Since $\mathbb{E}\left[ {{1_G}|\mathcal{K}} \right]$ is $\mathcal{K}$-measurable and $\mathcal{K} \subseteq \mathcal{H}$, it follows that $\mathbb{E}\left[ {{1_G}|\mathcal{K}} \right]$ is $\mathcal{H}$-measurable, so it suffices to show that for each $H \in \mathcal{H}$ we have $\mathbb{E}\left[ {\mathbb{E}\left[ {{1_G}|\mathcal{K}} \right]{1_H}} \right] = \mathbb{E}\left[ {{1_G}{1_H}} \right]$.
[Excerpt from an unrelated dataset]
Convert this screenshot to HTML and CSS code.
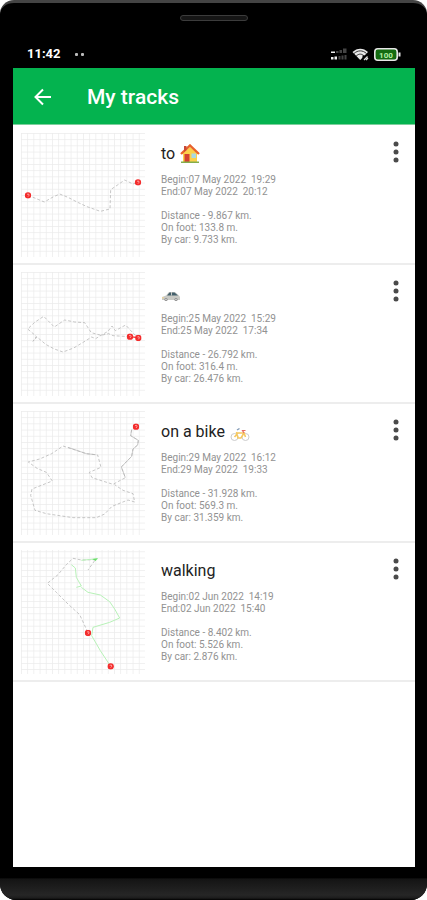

$\mathbb{E}\left[ {\mathbb{E}\left[ {{1_G}|\mathcal{K}} \right]{1_H}} \right]\mathop = \limits_{\mathbb{E}\left[ {{1_G}|\mathcal{K}} \right]{1_H}{\text{ is }}\mathcal{K}{\text{ - measurable}}}^{\mathbb{E}\left[ {{1_G}|\mathcal{K}} \right]{1_H} = \mathbb{E}\left[ {\mathbb{E}\left[ {\mathbb{E}\left[ {{1_G}|\mathcal{K}} \right]{1_H}|\mathcal{K}} \right]} \right]} \mathbb{E}\left[ {\mathbb{E}\left[ {\mathbb{E}\left[ {{1_G}|\mathcal{K}} \right]{1_H}|\mathcal{K}} \right]} \right] = $
$\mathop = \limits_{\mathbb{E}\left[ {{1_G}|\mathcal{K}} \right]{\text{ is bounded and }}\mathcal{K}{\text{ - measurable}}}^{\mathbb{E}\left[ {\mathbb{E}\left[ {{1_G}|\mathcal{K}} \right]{1_H}|\mathcal{K}} \right] = \mathbb{E}\left[ {{1_G}|\mathcal{K}} \right]\mathbb{E}\left[ {{1_H}|\mathcal{K}} \right]} \mathbb{E}\left[ {\mathbb{E}\left[ {{1_G}|\mathcal{K}} \right]\mathbb{E}\left[ {{1_H}|\mathcal{K}} \right]} \right]\mathop = \limits^{\mathbb{P}\left( {G \cap H|\mathcal{K}} \right) = \mathbb{P}\left( {G|\mathcal{K}} \right)\mathbb{P}\left( {H|\mathcal{K}} \right)} \mathbb{E}\left[ {\mathbb{E}\left[ {{1_{G \cap H}}|\mathcal{K}} \right]} \right]$
$ = \mathbb{E}\left[ {{1_{G \cap H}}} \right] = \mathbb{E}\left[ {{1_G}{1_H}} \right]$
Conversely, suppose that for each $G \in \mathcal{G}$ we have, $\mathbb{P}$-almost surely, $\mathbb{E}\left[ {{1_G}|\mathcal{K}} \right] = \mathbb{E}\left[ {{1_G}|\mathcal{H}} \right]$. Then for any $G \in \mathcal{G}$ and $H \in \mathcal{H}$ we have
$\mathbb{E}\left[ {{1_{G \cap H}}|\mathcal{K}} \right] = \mathbb{E}\left[ {{1_G}{1_H}|\mathcal{K}} \right] = \mathbb{E}\left[ {\mathbb{E}\left[ {{1_G}{1_H}|\mathcal{H}} \right]|\mathcal{K}} \right] = \mathbb{E}\left[ {{1_H}\mathbb{E}\left[ {{1_G}|\mathcal{H}} \right]|\mathcal{K}} \right] = $
$\mathop = \limits^{{\text{assumption}}} \mathbb{E}\left[ {{1_H}\mathbb{E}\left[ {{1_G}|\mathcal{K}} \right]|\mathcal{K}} \right]\mathop = \limits^{\mathbb{E}\left[ {{1_G}|\mathcal{K}} \right]{\text{ is bounded and }}\mathcal{K}{\text{ - measurable}}} \mathbb{E}\left[ {{1_G}|\mathcal{K}} \right]\mathbb{E}\left[ {{1_H}|\mathcal{K}} \right]$.